A ciò si aggiunga che la pubblicazione di quantità così massicce di dati – senza alcuna distinzione tra i dirigenti, in relazione al ruolo, alle responsabilità e alla carica ricoperta – per la Consulta, non agevola affatto la ricerca di quelli più significativi, anche a fini anticorruttivi e rischia, anzi, di generare “opacità per confusione”, oltre che di stimolare forme di ricerca tendenti unicamente a soddisfare mere curiosità.

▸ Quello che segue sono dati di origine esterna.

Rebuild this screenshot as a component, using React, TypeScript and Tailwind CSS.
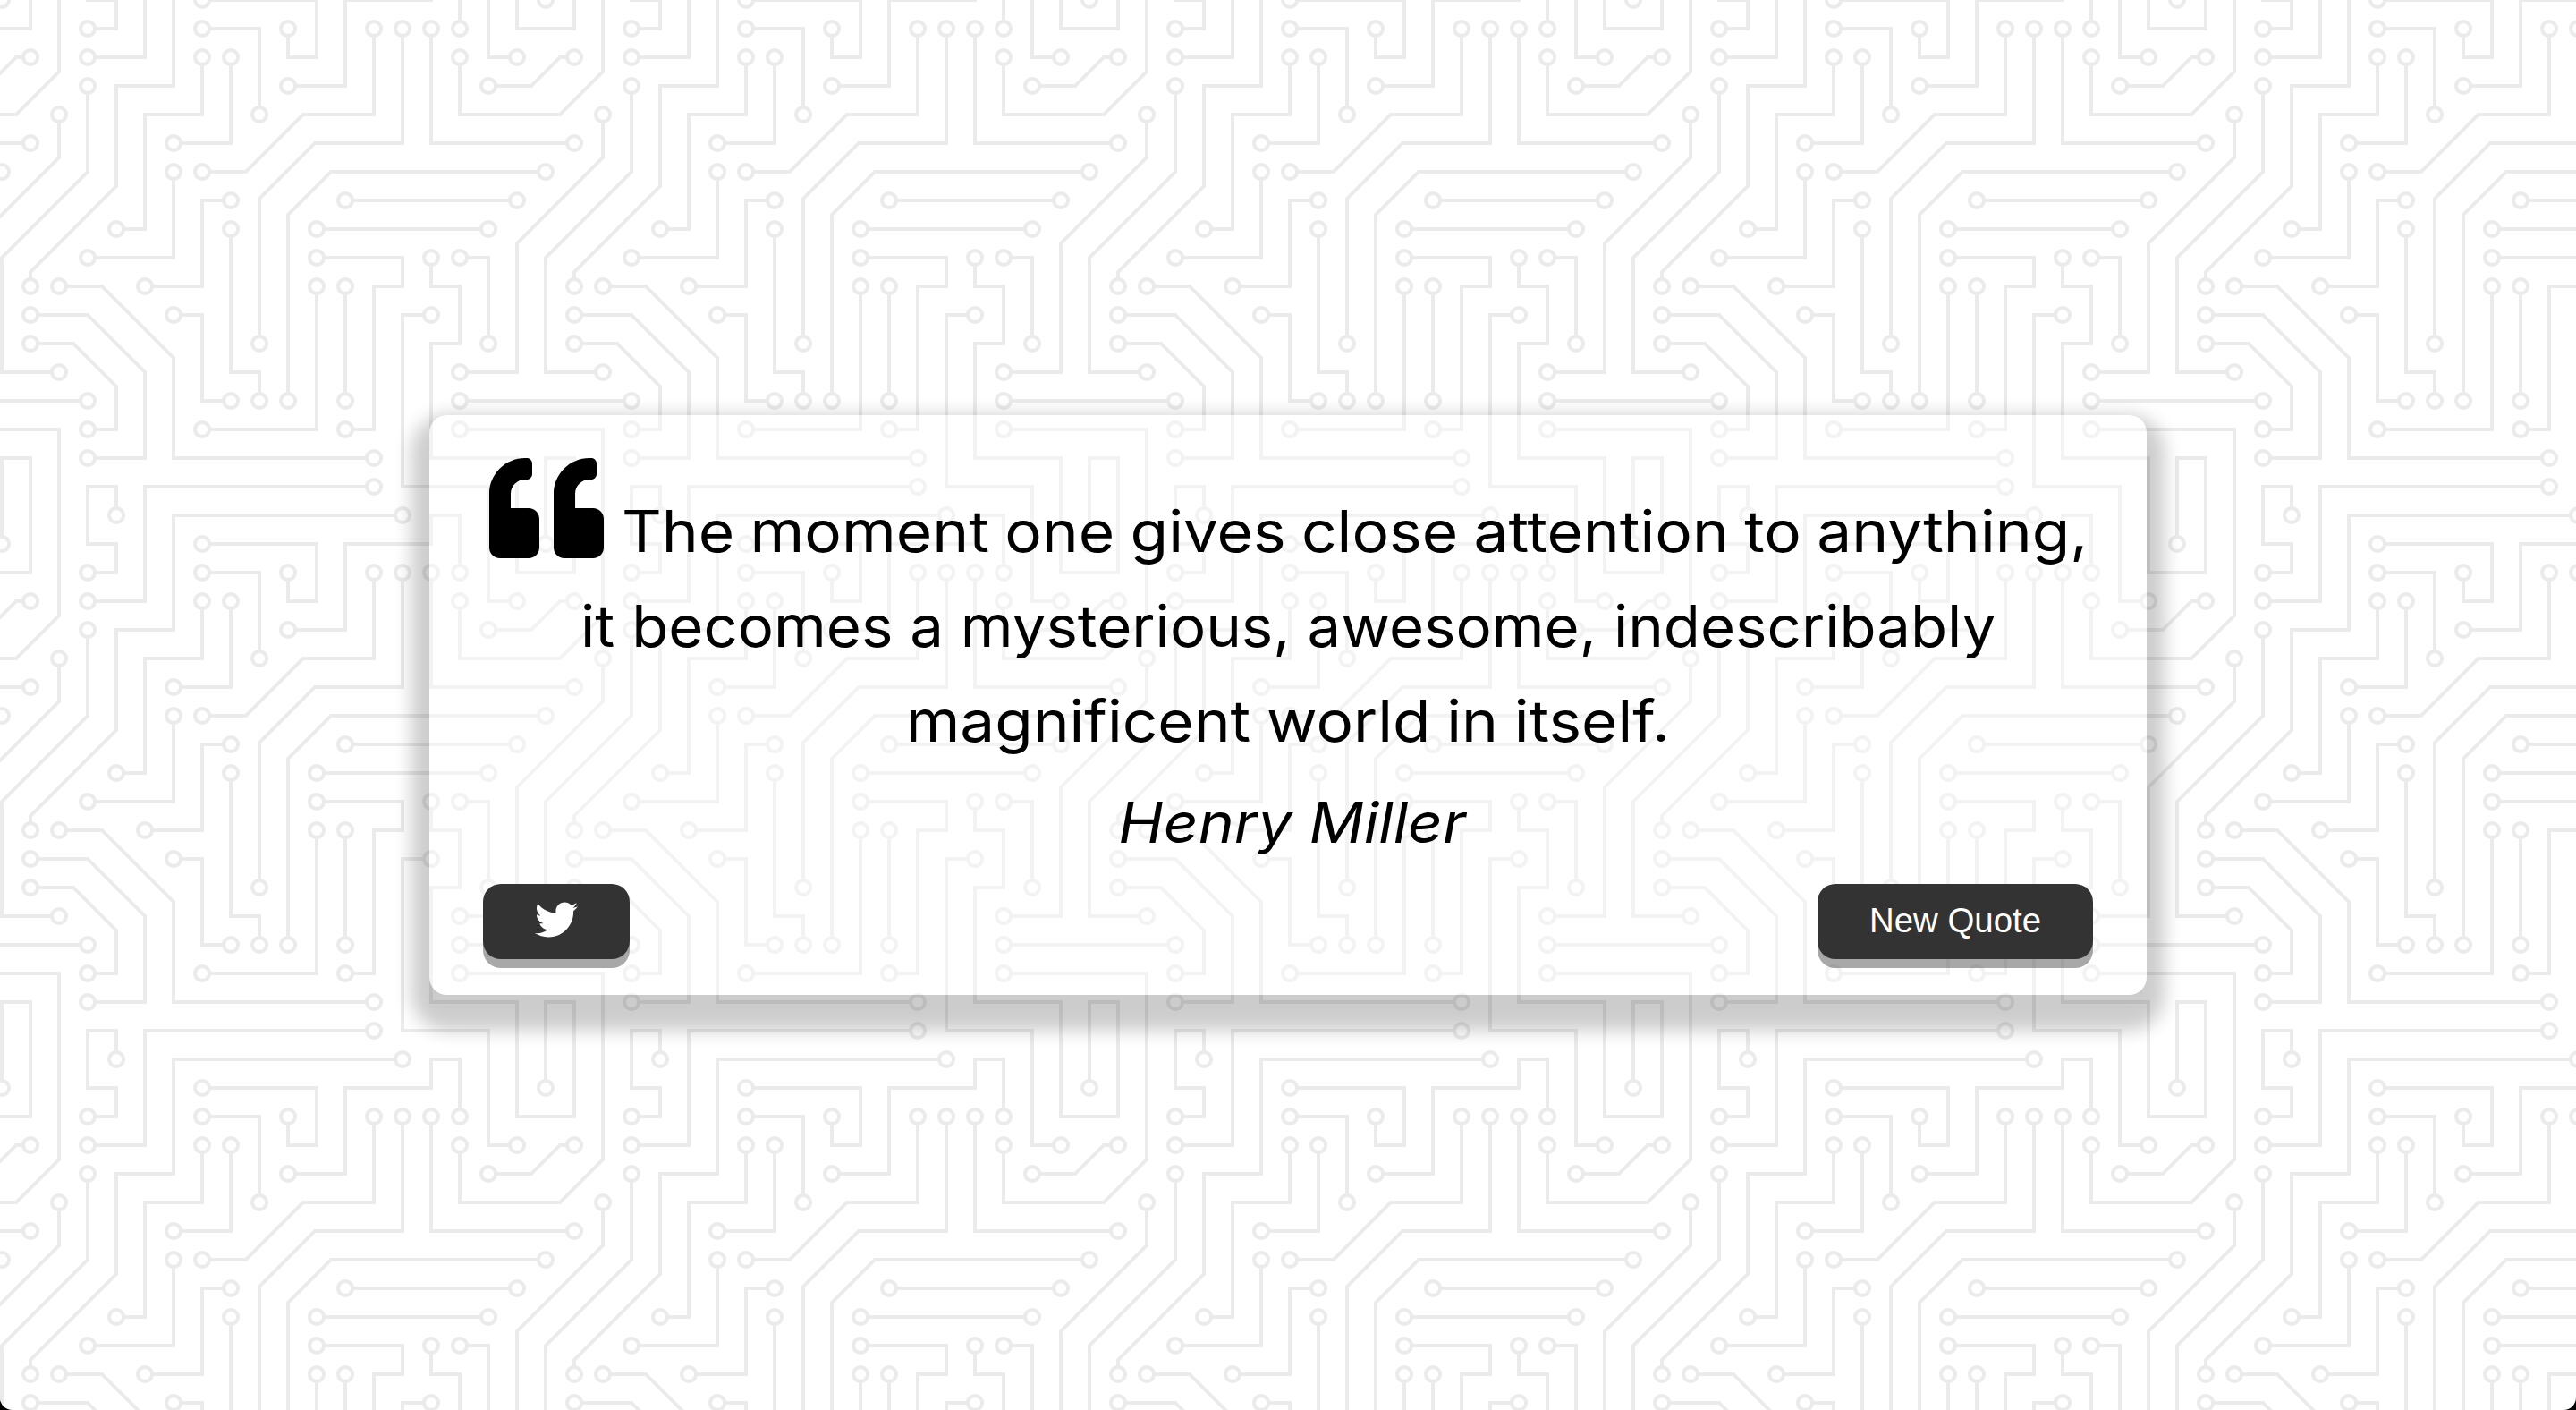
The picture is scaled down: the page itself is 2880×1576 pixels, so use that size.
import React from "react";
import { FaQuoteLeft, FaTwitter } from "react-icons/fa";

const TRACES =
  "M44.1 224a5 5 0 1 1 0 2H0v-2h44.1zm160 48a5 5 0 1 1 0 2H82v-2h122.1zm57.8-46a5 5 0 1 1 0-2H304v2h-42.1zm0 16a5 5 0 1 1 0-2H304v2h-42.1zm6.2-114a5 5 0 1 1 0 2h-86.2a5 5 0 1 1 0-2h86.2zm-256-48a5 5 0 1 1 0 2H0v-2h12.1zm185.8 34a5 5 0 1 1 0-2h86.2a5 5 0 1 1 0 2h-86.2zM258 12.1a5 5 0 1 1-2 0V0h2v12.1zm-64 208a5 5 0 1 1-2 0v-54.2a5 5 0 1 1 2 0v54.2zm48-198.2V80h62v2h-64V21.9a5 5 0 1 1 2 0zm16 16V64h46v2h-48V37.9a5 5 0 1 1 2 0zm-128 96V208h16v12.1a5 5 0 1 1-2 0V210h-16v-76.1a5 5 0 1 1 2 0zm-5.9-21.9a5 5 0 1 1 0 2H114v48H85.9a5 5 0 1 1 0-2H112v-48h12.1zm-6.2 130a5 5 0 1 1 0-2H176v-74.1a5 5 0 1 1 2 0V242h-60.1zm-16-64a5 5 0 1 1 0-2H114v48h10.1a5 5 0 1 1 0 2H112v-48h-10.1zM66 284.1a5 5 0 1 1-2 0V274H50v30h-2v-32h18v12.1zM236.1 176a5 5 0 1 1 0 2H226v94h48v32h-2v-30h-48v-98h12.1zm25.8-30a5 5 0 1 1 0-2H274v44.1a5 5 0 1 1-2 0V146h-10.1zm-64 96a5 5 0 1 1 0-2H208v-80h16v-14h-42.1a5 5 0 1 1 0-2H226v18h-16v80h-12.1zm86.2-210a5 5 0 1 1 0 2H272V0h2v32h10.1zM98 101.9V146H53.9a5 5 0 1 1 0-2H96v-42.1a5 5 0 1 1 2 0zM53.9 34a5 5 0 1 1 0-2H80V0h2v34H53.9zm60.1 3.9V66H82v64H69.9a5 5 0 1 1 0-2H80V64h32V37.9a5 5 0 1 1 2 0zM101.9 82a5 5 0 1 1 0-2H128V37.9a5 5 0 1 1 2 0V82h-28.1zm16-64a5 5 0 1 1 0-2H146v44.1a5 5 0 1 1-2 0V18h-26.1zm102.2 270a5 5 0 1 1 0 2H98v14h-2v-16h124.1zM242 149.9V160h16v34h-16v62h48v48h-2v-46h-48v-66h16v-30h-16v-12.1a5 5 0 1 1 2 0zM53.9 18a5 5 0 1 1 0-2H64V2H48V0h18v18H53.9zm112 32a5 5 0 1 1 0-2H192V0h50v2h-48v48h-28.1zm-48-48a5 5 0 0 1-9.8-2h2.07a3 3 0 1 0 5.66 0H178v34h-18V21.9a5 5 0 1 1 2 0V32h14V2h-58.1zm0 96a5 5 0 1 1 0-2H137l32-32h39V21.9a5 5 0 1 1 2 0V66h-40.17l-32 32H117.9zm28.1 90.1a5 5 0 1 1-2 0v-76.51L175.59 80H224V21.9a5 5 0 1 1 2 0V82h-49.59L146 112.41v75.69zm16 32a5 5 0 1 1-2 0v-99.51L184.59 96H300.1a5 5 0 0 1 3.9-3.9v2.07a3 3 0 0 0 0 5.66v2.07a5 5 0 0 1-3.9-3.9H185.41L162 121.41v98.69zm-144-64a5 5 0 1 1-2 0v-3.51l48-48V48h32V0h2v50H66v55.41l-48 48v2.69zM50 53.9v43.51l-48 48V208h26.1a5 5 0 1 1 0 2H0v-65.41l48-48V53.9a5 5 0 1 1 2 0zm-16 16V89.41l-34 34v-2.82l32-32V69.9a5 5 0 1 1 2 0zM12.1 32a5 5 0 1 1 0 2H9.41L0 43.41V40.6L8.59 32h3.51zm265.8 18a5 5 0 1 1 0-2h18.69l7.41-7.41v2.82L297.41 50H277.9zm-16 160a5 5 0 1 1 0-2H288v-71.41l16-16v2.82l-14 14V210h-28.1zm-208 32a5 5 0 1 1 0-2H64v-22.59L40.59 194H21.9a5 5 0 1 1 0-2H41.41L66 216.59V242H53.9zm150.2 14a5 5 0 1 1 0 2H96v-56.6L56.6 162H37.9a5 5 0 1 1 0-2h19.5L98 200.6V256h106.1zm-150.2 2a5 5 0 1 1 0-2H80v-46.59L48.59 178H21.9a5 5 0 1 1 0-2H49.41L82 208.59V258H53.9zM34 39.8v1.61L9.41 66H0v-2h8.59L32 40.59V0h2v39.8zM2 300.1a5 5 0 0 1 3.9 3.9H3.83A3 3 0 0 0 0 302.17V256h18v48h-2v-46H2v42.1zM34 241v63h-2v-62H0v-2h34v1zM17 18H0v-2h16V0h2v18h-1zm273-2h14v2h-16V0h2v16zm-32 273v15h-2v-14h-14v14h-2v-16h18v1zM0 92.1A5.02 5.02 0 0 1 6 97a5 5 0 0 1-6 4.9v-2.07a3 3 0 1 0 0-5.66V92.1zM80 272h2v32h-2v-32zm37.9 32h-2.07a3 3 0 0 0-5.66 0h-2.07a5 5 0 0 1 9.8 0zM5.9 0A5.02 5.02 0 0 1 0 5.9V3.83A3 3 0 0 0 3.83 0H5.9zm294.2 0h2.07A3 3 0 0 0 304 3.83V5.9a5 5 0 0 1-3.9-5.9zm3.9 300.1v2.07a3 3 0 0 0-1.83 1.83h-2.07a5 5 0 0 1 3.9-3.9z";

// Centres of the hollow solder pads inside one tile.
const PADS: [number, number][] = [
  [49, 225], [209, 273], [257, 225], [257, 241], [273, 129], [177, 129], [17, 81], [193, 113],
  [289, 113], [257, 17], [193, 225], [193, 161], [241, 17], [257, 33], [129, 129], [145, 225],
  [129, 113], [81, 161], [113, 241], [177, 161], [97, 177], [129, 225], [65, 289], [241, 177],
  [257, 145], [273, 193], [193, 241], [177, 145], [289, 33], [49, 145], [97, 97], [49, 33],
  [113, 33], [65, 129], [97, 81], [129, 33], [113, 17], [145, 65], [225, 289], [241, 145],
  [49, 17], [161, 49], [161, 17], [113, 97], [209, 17], [145, 193], [225, 17], [161, 225],
  [17, 161], [49, 49], [33, 209], [33, 65], [17, 33], [273, 49], [257, 209], [49, 241],
  [17, 193], [209, 257], [33, 161], [49, 257], [17, 177],
];

function CircuitBackground() {
  return (
    <svg className="absolute inset-0 h-full w-full" aria-hidden="true">
      <defs>
        <pattern
          id="circuit"
          width="304"
          height="304"
          patternUnits="userSpaceOnUse"
          patternTransform="translate(0 -2) scale(2)"
        >
          <path d={TRACES} fill="#ebebeb" />
          {PADS.map(([x, y]) => (
            <circle key={`${x}-${y}`} cx={x} cy={y} r="3" fill="#fff" />
          ))}
        </pattern>
      </defs>
      <rect width="100%" height="100%" fill="url(#circuit)" />
    </svg>
  );
}

const BUTTON =
  "flex h-[84px] items-center justify-center rounded-[20px] bg-[#333] text-white shadow-[0_10px_0_rgba(0,0,0,0.34)]";

export default function App() {
  return (
    <div className="h-[1576px] w-[2880px] overflow-hidden bg-black">
      <main className="relative flex h-full w-full items-center justify-center overflow-hidden rounded-b-[14px] bg-white">
        <CircuitBackground />
        <section className="relative flex h-[648px] w-[1920px] flex-col rounded-[20px] bg-white/40 px-[60px] pt-[40px] shadow-[0_20px_20px_20px_rgba(0,0,0,0.2)]">
          <blockquote className="flex flex-col items-center whitespace-nowrap font-['Inter',sans-serif] text-[64px] leading-[106px] text-black">
            <div className="flex h-[143px] w-full items-start">
              <FaQuoteLeft className="ml-[7px] size-[128px] shrink-0" />
              <span className="ml-[20px] origin-left scale-x-[1.084] self-end [word-spacing:-2px]">
                The moment one gives close attention to anything,
              </span>
            </div>
            <span className="scale-x-[1.049]">it becomes a mysterious, awesome, indescribably</span>
            <span className="scale-x-[1.082] [word-spacing:-1.5px]">magnificent world in itself.</span>
            <cite className="mt-[7px] ml-[9px] scale-x-[1.076] text-[63px]">Henry Miller</cite>
          </blockquote>
          <div className="mt-[16px] flex justify-between">
            <button className={`${BUTTON} w-[164px]`} aria-label="Tweet">
              <FaTwitter className="-mt-[4px] size-[48px]" />
            </button>
            <button className={`${BUTTON} w-[308px] font-['Liberation_Sans',sans-serif] text-[38.4px]`}>
              <span className="-mt-[2px]">New Quote</span>
            </button>
          </div>
        </section>
      </main>
    </div>
  );
}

A fronte dei rilievi sopra evidenziati, il giudice delle leggi ritiene di non poter ridisegnare, tramite una pronuncia manipolativa, il complessivo panorama, necessariamente diversificato, dei destinatari degli obblighi di trasparenza e delle modalità con le quali tali obblighi debbano essere attuati, rientrando nelle prerogative del legislatore. Nondimeno, la Corte ritiene necessario assicurare un nucleo minimo di tutela del diritto alla trasparenza amministrativa in relazione ai dati personali indicati dalla disciplina censurata, in attesa di un indispensabile e complessivo nuovo intervento del legislatore.
Pertanto, la declaratoria di incostituzionalità viene circoscritta alla disposizione che impone la pubblicazione generalizzata a tutti i dirigenti pubblici dei dati relativi ai redditi e al patrimonio personali, non ricollegabili all’espletamento dell’incarico affidato. Di contro, viene ritenuto non irragionevole mantenere gli obblighi di trasparenza di cui si discute nei riguardi dei dirigenti apicali, ai quali sono attribuiti compiti – propositivi, organizzativi, di gestione (di risorse umane e strumentali) e di spesa – di elevatissimo rilievo. Spetterà al legislatore ridisegnare la materia – con le necessarie diversificazioni e per tutte le pubbliche amministrazioni, anche non statali – nel rispetto del principio di proporzionalità posto a presidio della privacy degli interessati.